* TASK DIRECTIONS *
Within the records below, find each line that holds the string "image", then copy it.
— begin RECORDED INFORMATION —
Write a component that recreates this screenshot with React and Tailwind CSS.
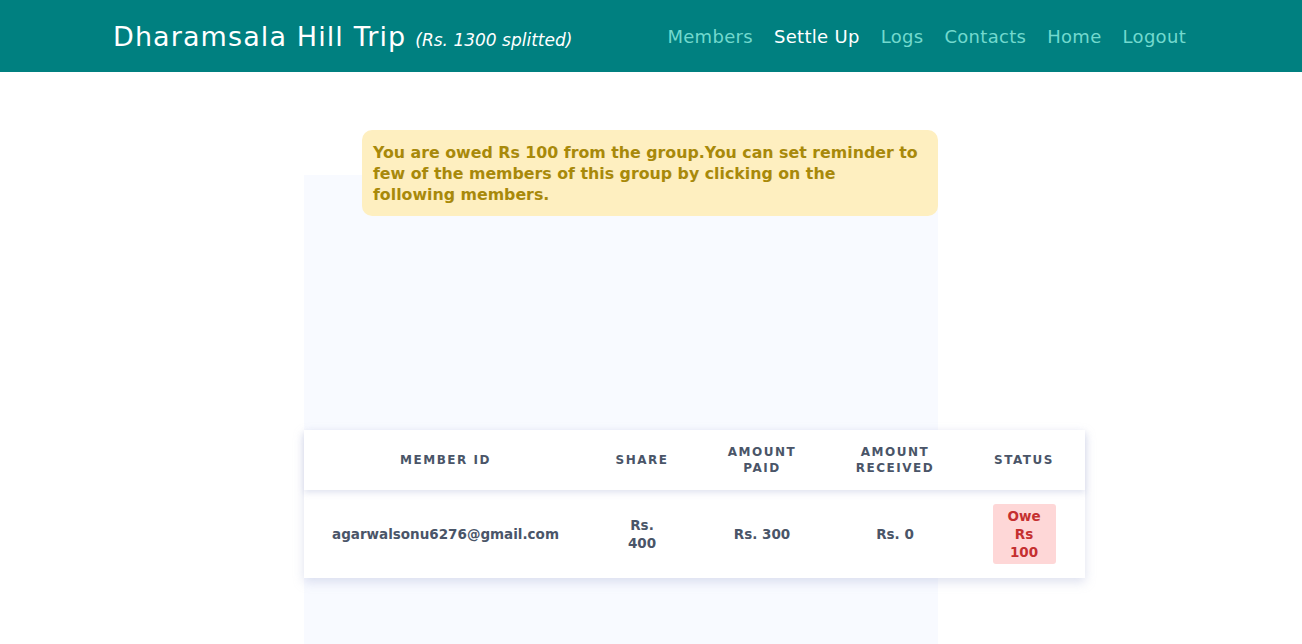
import React from 'react';

const font = { fontFamily: '"DejaVu Sans", "Open Sans", sans-serif' };

const navLinks = [
  { label: 'Members', active: false },
  { label: 'Settle Up', active: true },
  { label: 'Logs', active: false },
  { label: 'Contacts', active: false },
  { label: 'Home', active: false },
  { label: 'Logout', active: false },
];

const members = [
  { id: 'agarwalsonu6276@gmail.com', share: 400, paid: 300, received: 0, owe: 100 },
];

const App = () => {
  return (
    <div className="min-h-screen bg-white overflow-hidden" style={font}>
      {/* 顶部导航 */}
      <header className="bg-[#008080] h-[72px]">
        <div className="mx-auto w-[1076px] h-full flex items-center justify-between">
          <h1 className="text-white text-[27px] tracking-[1.1px] flex items-baseline gap-[9px] pt-[2px]">
            Dharamsala Hill Trip
            <span className="italic text-[17px] tracking-normal">(Rs. 1300 splitted)</span>
          </h1>
          <nav className="flex items-center gap-[21px] text-[18px] tracking-[0.3px] mr-[3px]">
            {navLinks.map((link) => (
              <a
                key={link.label}
                href="#"
                className={link.active ? 'text-white' : 'text-[#72d9ce]'}
              >
                {link.label}
              </a>
            ))}
          </nav>
        </div>
      </header>

      <div className="mx-auto w-[1076px]">
        <div className="ml-[191px] w-[634px] mt-[103px] bg-[#f8faff] h-[469px] flex flex-col">
          {/* 提示信息 */}
          <div className="-mt-[45px] ml-[58px] w-[576px] bg-[#feefc0] rounded-[10px] pl-[11px] pr-[17px] pt-[12px] pb-[11px]">
            <p className="text-[#a8890a] text-[15.8px] font-bold leading-[21px]">
              You are owed Rs 100 from the group.You can set reminder to few of the members of this group by clicking on the following members.
            </p>
          </div>

          {/* 成员表格 */}
          <div className="mt-[214px] w-[781px] bg-white shadow-[0_4px_10px_rgba(160,170,210,0.35)]">
            <div className="grid grid-cols-[283px_110px_130px_136px_122px] h-[60px] items-center text-[12px] font-bold tracking-[1.5px] uppercase text-[#4a5568] text-center leading-[16px] shadow-[0_3px_6px_rgba(160,170,210,0.3)] relative">
              <div>Member ID</div>
              <div>Share</div>
              <div>Amount<br />Paid</div>
              <div>Amount<br />Received</div>
              <div>Status</div>
            </div>
            {members.map((m) => (
              <div
                key={m.id}
                className="grid grid-cols-[283px_110px_130px_136px_122px] h-[88px] items-center text-[13.5px] font-bold text-[#4a5568] text-center leading-[18px]"
              >
                <div>{m.id}</div>
                <div>Rs.<br />{m.share}</div>
                <div>Rs. {m.paid}</div>
                <div>Rs. {m.received}</div>
                <div className="flex justify-center">
                  <span className="bg-[#fed7d7] text-[#c53030] rounded-[3px] w-[63px] py-[3px] leading-[18px]">
                    Owe<br />Rs<br />{m.owe}
                  </span>
                </div>
              </div>
            ))}
          </div>
        </div>
      </div>
    </div>
  );
};

export default App;
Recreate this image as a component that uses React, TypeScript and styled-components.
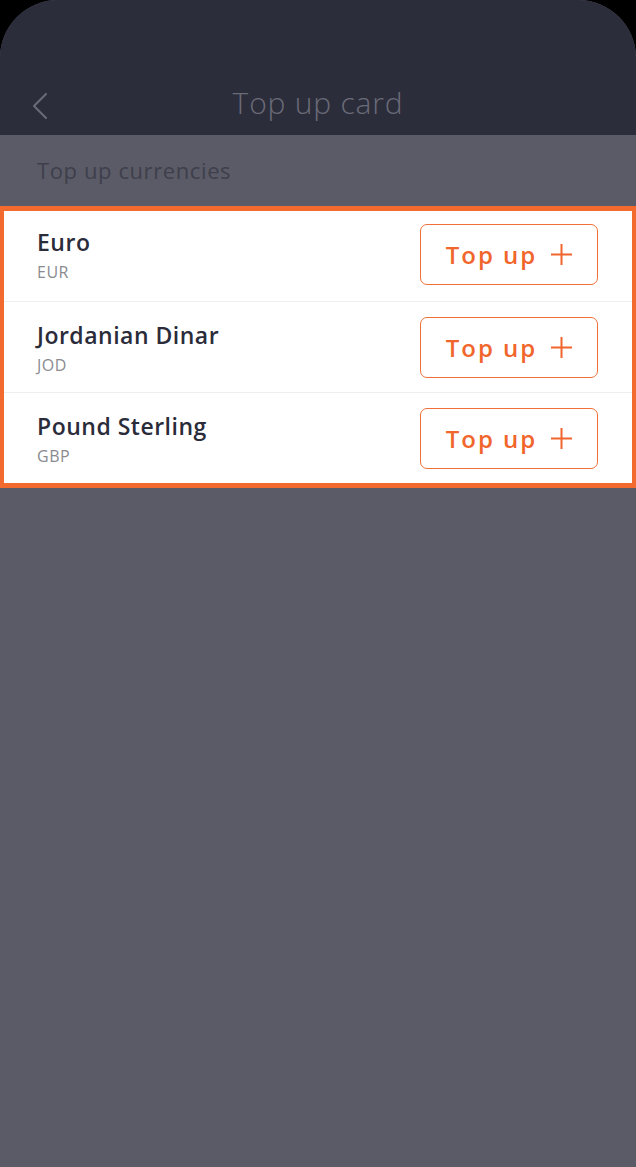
import React from 'react';
import styled, { createGlobalStyle } from 'styled-components';

const GlobalStyle = createGlobalStyle`
  html, body {
    margin: 0;
    padding: 0;
    background: #000;
  }
  * {
    box-sizing: border-box;
  }
`;

const Screen = styled.div`
  min-height: 1167px;
  background: #5b5b67;
  border-radius: 58px 58px 0 0;
  overflow: hidden;
  font-family: 'Open Sans', 'Noto Sans', sans-serif;
  display: flex;
  flex-direction: column;
`;

const Header = styled.header`
  height: 135px;
  background: #2c2d3b;
  display: grid;
  grid-template-columns: 80px 1fr 80px;
  align-items: end;
  padding-bottom: 14px;
`;

const BackButton = styled.button`
  background: none;
  border: none;
  padding: 0 0 0 32px;
  height: 30px;
  display: flex;
  align-items: center;
  cursor: pointer;
`;

const Title = styled.h1`
  margin: 0;
  text-align: center;
  font-size: 30px;
  font-weight: 300;
  color: #6a6b78;
  letter-spacing: 0.8px;
  line-height: 36px;
`;

const SectionLabel = styled.div`
  height: 71px;
  padding: 20px 37px 0;
  font-size: 22px;
  font-weight: 400;
  color: #3e3f4b;
  letter-spacing: 0.6px;
`;

const List = styled.ul`
  margin: 0;
  padding: 0;
  list-style: none;
  background: #fff;
  border: solid #f26a2e;
  border-width: 5px 4px;
`;

const Row = styled.li<{ $first?: boolean }>`
  height: ${(p) => (p.$first ? 90 : 91)}px;
  display: flex;
  align-items: center;
  justify-content: space-between;
  padding: 0 34px ${(p) => (p.$first ? 4 : 0)}px 33px;
  border-top: ${(p) => (p.$first ? 'none' : '1px solid #efefef')};
`;

const Names = styled.div`
  display: flex;
  flex-direction: column;
  gap: 3px;
`;

const Name = styled.span`
  font-size: 23px;
  font-weight: 600;
  color: #2b2c3a;
  letter-spacing: 0.5px;
`;

const Code = styled.span`
  font-size: 16px;
  color: #8a8a8f;
  letter-spacing: 0.5px;
`;

const TopUpButton = styled.button`
  width: 178px;
  height: 61px;
  background: #fff;
  border: 1.5px solid #f0703a;
  border-radius: 7px;
  color: #f0662c;
  font-family: inherit;
  font-size: 24px;
  font-weight: 600;
  letter-spacing: 2px;
  display: flex;
  align-items: center;
  justify-content: center;
  gap: 14px;
  cursor: pointer;
`;

const currencies = [
  { name: 'Euro', code: 'EUR' },
  { name: 'Jordanian Dinar', code: 'JOD' },
  { name: 'Pound Sterling', code: 'GBP' },
];

const Chevron = () => (
  <svg width="16" height="26" viewBox="0 0 16 26" fill="none">
    <path d="M14 1 L2 13 L14 25" stroke="#6a6b78" strokeWidth="2" strokeLinecap="round" strokeLinejoin="round" />
  </svg>
);

const Plus = () => (
  <svg width="21" height="21" viewBox="0 0 21 21" fill="none">
    <path d="M10.5 0 V21 M0 10.5 H21" stroke="#f0662c" strokeWidth="2" />
  </svg>
);

export default function App() {
  return (
    <>
      <GlobalStyle />
      <Screen>
        <Header>
          <BackButton aria-label="Back">
            <Chevron />
          </BackButton>
          <Title>Top up card</Title>
          <span />
        </Header>
        <SectionLabel>Top up currencies</SectionLabel>
        <List>
          {currencies.map((c, i) => (
            <Row key={c.code} $first={i === 0}>
              <Names>
                <Name>{c.name}</Name>
                <Code>{c.code}</Code>
              </Names>
              <TopUpButton>
                Top up <Plus />
              </TopUpButton>
            </Row>
          ))}
        </List>
      </Screen>
    </>
  );
}
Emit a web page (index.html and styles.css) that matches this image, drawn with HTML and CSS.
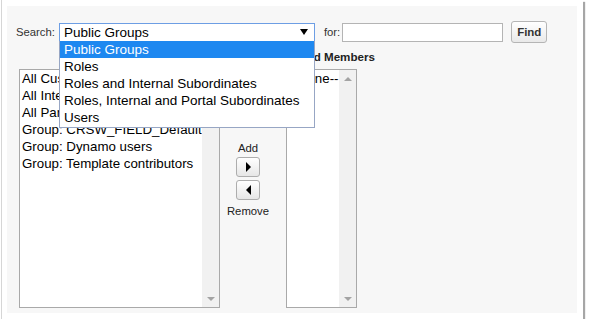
FILE: index.html
```html
<!DOCTYPE html>
<html>

<head>
    <title>Add Members</title>
    <link rel="stylesheet" href="styles.css">
</head>

<body>
    <div class="shot">
        <div class="panel">
            <div class="search-row">
                <span class="label">Search:</span>
                <div class="select">
                    <span class="select-text">Public Groups</span>
                    <span class="select-arrow"></span>
                    <div class="dropdown">
                        <div class="option selected">Public Groups</div>
                        <div class="option">Roles</div>
                        <div class="option">Roles and Internal Subordinates</div>
                        <div class="option">Roles, Internal and Portal Subordinates</div>
                        <div class="option">Users</div>
                    </div>
                </div>
                <span class="label for-label">for:</span>
                <div class="text-input"></div>
                <button class="find-btn">Find</button>
            </div>

            <div class="columns">
                <div class="col col-left">
                    <div class="col-title"><span>Available Members</span></div>
                    <div class="listbox">
                        <div class="items">
                            <div class="item">All Customer Portal Users</div>
                            <div class="item">All Internal Users</div>
                            <div class="item">All Partner Users</div>
                            <div class="item">Group: CRSW_FIELD_Default</div>
                            <div class="item">Group: Dynamo users</div>
                            <div class="item">Group: Template contributors</div>
                        </div>
                        <div class="scrollbar">
                            <span class="arrow-up"></span>
                            <span class="arrow-down"></span>
                        </div>
                    </div>
                </div>

                <div class="col col-mid">
                    <div class="mid-label">Add</div>
                    <button class="move-btn"><span class="tri-right"></span></button>
                    <button class="move-btn"><span class="tri-left"></span></button>
                    <div class="mid-label remove">Remove</div>
                </div>

                <div class="col col-right">
                    <div class="col-title"><span>Selected Members</span></div>
                    <div class="listbox">
                        <div class="items">
                            <div class="item">--None--</div>
                        </div>
                        <div class="scrollbar">
                            <span class="arrow-up"></span>
                            <span class="arrow-down"></span>
                        </div>
                    </div>
                </div>
            </div>
        </div>
    </div>
</body>

</html>
```

FILE: styles.css
```css
body {
    margin: 0;
    background-color: #fff;
    font-family: "Liberation Sans", Arial, sans-serif;
    color: #000;
}

.shot {
    margin-left: 1px;
    width: 570px;
    height: 307px;
    padding: 6px 6px 6px 5px;
    background-color: #fff;
    border-left: 1px solid #d6d6d6;
    box-shadow: 2px 2px 1px rgba(0, 0, 0, 0.35);
}

.panel {
    background-color: #f7f7f7;
    height: 100%;
    padding: 15px 0 0 9px;
    box-sizing: border-box;
}

.search-row {
    display: flex;
    align-items: center;
    height: 22px;
}

.label {
    font-size: 11.3px;
    color: #333;
    margin-right: 4px;
}

.select {
    position: relative;
    width: 256px;
    height: 19px;
    box-sizing: border-box;
    border: 1px solid #6d9ee4;
    background-color: #fff;
    display: flex;
    align-items: center;
    padding-left: 4px;
}

.select-text {
    font-size: 13.5px;
    flex: 1;
}

.select-arrow {
    width: 0;
    height: 0;
    border-left: 4px solid transparent;
    border-right: 4px solid transparent;
    border-top: 6px solid #000;
    margin-right: 6px;
}

/* open option list, drawn over the columns */
.dropdown {
    position: absolute;
    top: 100%;
    left: -1px;
    width: 256px;
    box-sizing: border-box;
    border: 1px solid #97a6c4;
    border-top: none;
    background-color: #fff;
    padding-bottom: 1px;
    z-index: 2;
}

.option {
    font-size: 13.5px;
    height: 17px;
    line-height: 17px;
    padding-left: 4px;
}

.option.selected {
    background-color: #1e88f0;
    color: #fff;
}

.for-label {
    margin-left: 9px;
    margin-right: 2px;
}

.text-input {
    width: 161px;
    height: 19px;
    box-sizing: border-box;
    border: 1px solid #b4b4b4;
    background-color: #fff;
}

.find-btn {
    margin-left: 8px;
    width: 36px;
    height: 22px;
    padding: 0;
    font-family: inherit;
    font-size: 11.5px;
    font-weight: bold;
    color: #333;
    border: 1px solid #b5b5b5;
    border-radius: 3px;
    background: linear-gradient(#fff, #e9e9e9);
}

.columns {
    display: flex;
    margin-left: 3px;
    margin-top: 7px;
}

.col-title {
    display: flex;
    justify-content: center;
    font-size: 11.6px;
    font-weight: bold;
    color: #222;
    line-height: 14px;
    height: 14px;
    margin-bottom: 5px;
    white-space: nowrap;
}

.col-left {
    width: 201px;
}

.col-right {
    width: 71px;
    margin-left: 10px;
}

.col-right .col-title span {
    margin-left: 5px;
}

.listbox {
    display: flex;
    height: 239px;
    box-sizing: border-box;
    border: 1px solid #a9a9a9;
    background-color: #fff;
}

.items {
    flex: 1;
    padding-left: 2px;
    overflow: hidden;
}

.item {
    font-size: 13.3px;
    line-height: 17px;
    white-space: nowrap;
}

.scrollbar {
    width: 17px;
    background-color: #f1f1f1;
    display: flex;
    flex-direction: column;
    justify-content: space-between;
    align-items: center;
    padding: 7px 0 6px;
}

.arrow-up {
    width: 0;
    height: 0;
    border-left: 4px solid transparent;
    border-right: 4px solid transparent;
    border-bottom: 4px solid #a3a3a3;
}

.arrow-down {
    width: 0;
    height: 0;
    border-left: 4px solid transparent;
    border-right: 4px solid transparent;
    border-top: 4px solid #a3a3a3;
}

.col-mid {
    width: 56px;
    display: flex;
    flex-direction: column;
    align-items: center;
    padding-top: 91px;
}

.mid-label {
    font-size: 11.3px;
    color: #222;
    line-height: 14px;
}

.mid-label.remove {
    margin-top: 4px;
}

.move-btn {
    width: 24px;
    height: 20px;
    margin-top: 2px;
    padding: 0;
    display: flex;
    align-items: center;
    justify-content: center;
    border: 1px solid #adadad;
    border-radius: 3px;
    background: linear-gradient(#fff, #e6e6e6);
}

.move-btn + .move-btn {
    margin-top: 3px;
}

.tri-right {
    width: 0;
    height: 0;
    border-top: 5px solid transparent;
    border-bottom: 5px solid transparent;
    border-left: 5px solid #000;
}

.tri-left {
    width: 0;
    height: 0;
    border-top: 5px solid transparent;
    border-bottom: 5px solid transparent;
    border-right: 5px solid #000;
}
```
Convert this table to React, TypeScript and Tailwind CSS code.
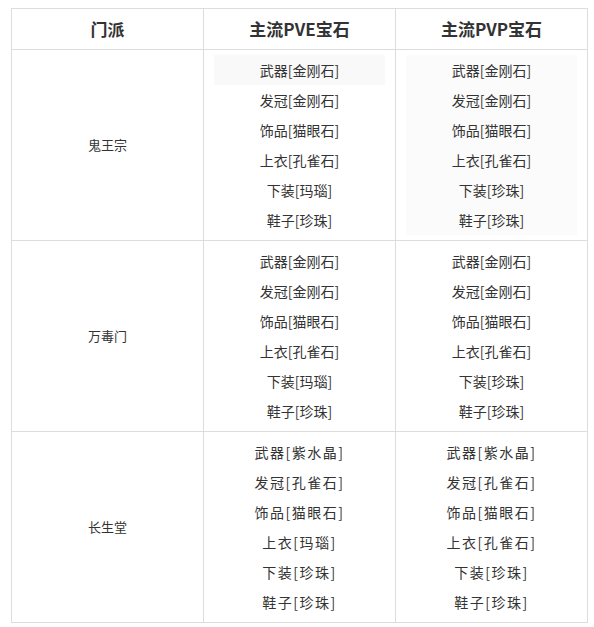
const groups = [
  {
    name: "鬼王宗",
    pve: ["武器[金刚石]", "发冠[金刚石]", "饰品[猫眼石]", "上衣[孔雀石]", "下装[玛瑙]", "鞋子[珍珠]"],
    pvp: ["武器[金刚石]", "发冠[金刚石]", "饰品[猫眼石]", "上衣[孔雀石]", "下装[珍珠]", "鞋子[珍珠]"],
    pveShade: "first",
    pvpShade: "all",
    wide: false,
  },
  {
    name: "万毒门",
    pve: ["武器[金刚石]", "发冠[金刚石]", "饰品[猫眼石]", "上衣[孔雀石]", "下装[玛瑙]", "鞋子[珍珠]"],
    pvp: ["武器[金刚石]", "发冠[金刚石]", "饰品[猫眼石]", "上衣[孔雀石]", "下装[珍珠]", "鞋子[珍珠]"],
    pveShade: "",
    pvpShade: "",
    wide: false,
  },
  {
    name: "长生堂",
    pve: ["武器[紫水晶]", "发冠[孔雀石]", "饰品[猫眼石]", "上衣[玛瑙]", "下装[珍珠]", "鞋子[珍珠]"],
    pvp: ["武器[紫水晶]", "发冠[孔雀石]", "饰品[猫眼石]", "上衣[孔雀石]", "下装[珍珠]", "鞋子[珍珠]"],
    pveShade: "",
    pvpShade: "",
    wide: true,
  },
];

const GemCell = ({ items, shade, wide }: any) => (
  <div className="border-r border-b border-[#dddddd] h-[191px] pt-[5px]">
    <div className={"mx-[10px] " + (shade === "all" ? "bg-[#fbfbfb]" : "")}>
      {items.map((t: string, i: number) => (
        <div
          key={i}
          className={
            "h-[30px] leading-[30px] text-center " +
            (wide ? "tracking-[1.5px] " : "") +
            (shade === "first" && i === 0 ? "bg-[#f9f9f9]" : "")
          }
        >
          {t}
        </div>
      ))}
    </div>
  </div>
);

export default function App() {
  return (
    <div
      className="w-[594px] h-[627px] bg-white pl-[11px] pt-[8px] text-[14px] text-[#333333]"
      style={{ fontFamily: '"Noto Sans CJK SC", "Liberation Sans", sans-serif' }}
    >
      <div className="grid grid-cols-[192px_192px_192px] w-[577px] border-l border-t border-[#dddddd]">
        <div className="border-r border-b border-[#dddddd] h-[41px] flex items-center justify-center text-[17px] font-bold">
          门派
        </div>
        <div className="border-r border-b border-[#dddddd] h-[41px] flex items-center justify-center text-[17px] font-bold">
          主流PVE宝石
        </div>
        <div className="border-r border-b border-[#dddddd] h-[41px] flex items-center justify-center text-[17px] font-bold">
          主流PVP宝石
        </div>
        {groups.map((g) => (
          <>
            <div
              key={g.name}
              className="border-r border-b border-[#dddddd] h-[191px] flex items-center justify-center text-[13px]"
            >
              {g.name}
            </div>
            <GemCell items={g.pve} shade={g.pveShade} wide={g.wide} />
            <GemCell items={g.pvp} shade={g.pvpShade} wide={g.wide} />
          </>
        ))}
      </div>
    </div>
  );
}
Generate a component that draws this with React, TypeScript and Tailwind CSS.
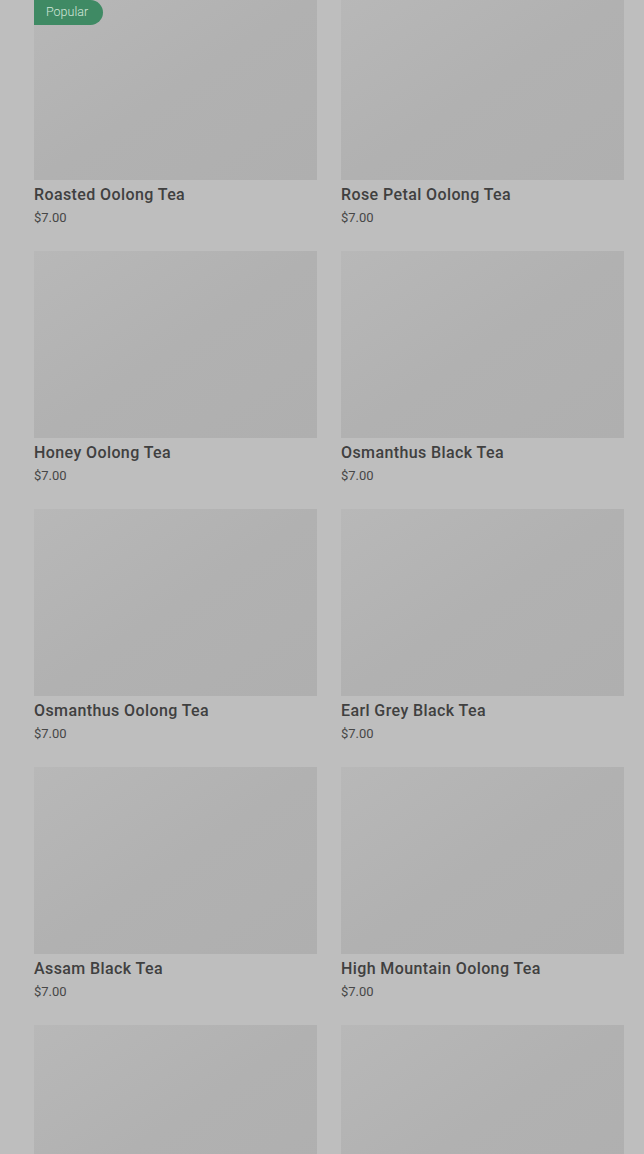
— end RECORDED INFORMATION —
* RESULT *
Recreate this image as a component that uses React, TypeScript and styled-components.
Emit a web page (index.html and styles.css) that matches this image, drawn with HTML and CSS.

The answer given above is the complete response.